ブラインドスポッティング/カルロス・ロペス・エストラーダ監督
暴力事件で保護観察中の黒人青年コリンは、あと三日で自由の身となる。仕事中に信号待ちをしていると、白人警官に追われて逃げている黒人が、そのまま白人警官に撃たれる場面に遭遇する。
コリンには不良で暴れん坊の白人の親友マイルズがいる。彼は容赦なく暴力事件を起こし、保護観察中の自分の危険な立場をさらに危うくしていくのだった。また、そもそも保護観察になった事件も、マイルズがらみの事件だったのに、黒人である自分だけが、重い罪に問われることになっていたのだった。

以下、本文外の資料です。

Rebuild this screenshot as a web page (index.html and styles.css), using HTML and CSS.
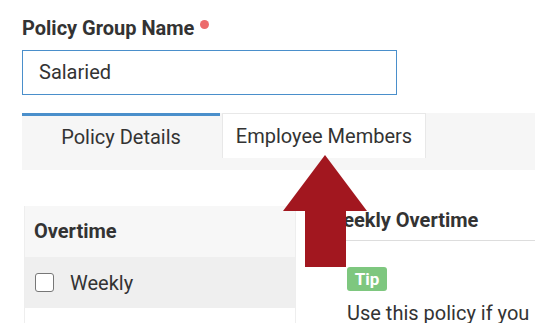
FILE: index.html
```html
<!DOCTYPE html>
<html>
<head>
<meta charset="utf-8">
<link rel="stylesheet" href="styles.css">
</head>
<body>
<div class="page">
  <div class="label-row"><span class="label">Policy Group Name</span><span class="req"></span></div>
  <div class="input">Salaried</div>
  <div class="tabs">
    <div class="tab tab-active">Policy Details</div>
    <div class="tab tab-plain">Employee Members</div>
  </div>
  <div class="content">
    <div class="side">
      <div class="side-head">Overtime</div>
      <div class="side-row"><span class="check"></span><span class="row-text">Weekly</span></div>
      <div class="side-rest"></div>
    </div>
    <div class="main">
      <div class="main-head">Weekly Overtime</div>
      <div class="main-body">
        <span class="tip">Tip</span>
        <p class="desc">Use this policy if you</p>
      </div>
    </div>
  </div>
  <svg class="arrow" width="535" height="323" viewBox="0 0 535 323">
    <polygon points="325,155 367,211 346,211 346,267 305,267 305,211 283,211" fill="#a2171f"/>
  </svg>
</div>
</body>
</html>
```

FILE: styles.css
```css
html, body {
  margin: 0;
  padding: 0;
  background: #ffffff;
}
body {
  font-family: Roboto, "Liberation Sans", sans-serif;
  color: #333333;
  width: 535px;
  height: 323px;
  overflow: hidden;
}
.page {
  position: relative;
  padding: 18px 0 0 22px;
  height: 323px;
  box-sizing: border-box;
  overflow: hidden;
}
.label-row {
  display: flex;
  align-items: flex-start;
  height: 21px;
}
.label {
  font-weight: 700;
  font-size: 20px;
  line-height: 21px;
  color: #333333;
}
.req {
  width: 9px;
  height: 9px;
  border-radius: 50%;
  background: #ec6b6c;
  margin: 2px 0 0 6px;
}
.input {
  margin-top: 11px;
  width: 375px;
  height: 45px;
  box-sizing: border-box;
  border: 1px solid #4a8fcb;
  padding-left: 16px;
  font-size: 20px;
  line-height: 43px;
  color: #333333;
}
.tabs {
  margin-top: 18px;
  display: flex;
  gap: 2px;
  background: #f6f6f6;
  padding-bottom: 12px;
}
.tab {
  height: 45px;
  box-sizing: border-box;
  font-size: 20px;
  text-align: center;
  color: #333333;
}
.tab-active {
  width: 198px;
  border-top: 3px solid #4a8fcb;
  line-height: 42px;
}
.tab-plain {
  width: 204px;
  background: #ffffff;
  border: 1px solid #e8e8e8;
  border-bottom: none;
  line-height: 45px;
}
.content {
  margin-top: 36px;
  display: flex;
}
.side {
  margin-left: 2px;
  width: 272px;
  box-sizing: border-box;
  border-left: 1px solid #eeeeee;
  border-right: 1px solid #eeeeee;
}
.side-head {
  height: 51px;
  background: #f7f7f7;
  padding-left: 9px;
  font-weight: 700;
  font-size: 20px;
  line-height: 51px;
}
.side-row {
  height: 51px;
  background: #efefef;
  padding-left: 10px;
  display: flex;
  align-items: center;
  gap: 16px;
}
.check {
  width: 19px;
  height: 19px;
  box-sizing: border-box;
  border: 1.5px solid #777777;
  border-radius: 3px;
  background: #ffffff;
}
.row-text {
  font-size: 20px;
}
.side-rest {
  height: 40px;
}
.main {
  flex: 1;
  margin-left: 30px;
}
.main-head {
  padding-top: 4px;
  padding-bottom: 9px;
  font-weight: 700;
  font-size: 20px;
  line-height: 21px;
  border-bottom: 1px solid #dddddd;
  white-space: nowrap;
}
.main-body {
  padding: 26px 0 0 21px;
}
.tip {
  display: inline-block;
  vertical-align: top;
  width: 40px;
  height: 24px;
  line-height: 24px;
  text-align: center;
  background: #7ec77f;
  color: #ffffff;
  font-weight: 700;
  font-size: 17px;
  border-radius: 3px;
}
.desc {
  margin: 11px 0 0;
  font-size: 20px;
  line-height: 23px;
  white-space: nowrap;
}
.arrow {
  position: absolute;
  left: 0;
  top: 0;
}
```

黒人と白人の対立構造の中にあって、友情がありながら、危うい関係性の中で暮らしていかなければならない境遇を描いている。最近こういうのが流行りなのか、たまたま僕がこういうのばかり選んでいるのかよく分からないのだが、米国ではまたしても白人と黒人との対立が激化して、現実に暴動がおこったりしている。いつまでも懲りない連中である訳だが、ここまで複雑に関係が絡みながら、やはり内在する差別意識を克服できない現実があるためなのだろう。仲よくしたほうがいいというのは誰でも思うことだが、やはり何か文化的に違うものがあるようだし、見た目で違うというだけの違い以上に、偏見や差別意識というものが、組織的に崩されにくいということなのではないか。
そうではあるが、この映画のように、どちらかというと白人の方がいつまでもしつこい悪人であるのは、白人として許されるという甘えのようなものがあるためという見方もできるのではないか。黒人は少しの悪さでもひどく虐げられるので、這い上がることも困難だ。そのうちに低いコミュニティの中でしか生きられなくなっていく。そこに落ちてきた白人と友人になっても、やっぱり足を引っ張られて損をするのは黒人の方なのだ。
まあ、妙な映画だが、基本的には黒人目線だ。そういう意味ではホラーだが、いつまでも怖がっていては、やはり未来はないように思われたのだった。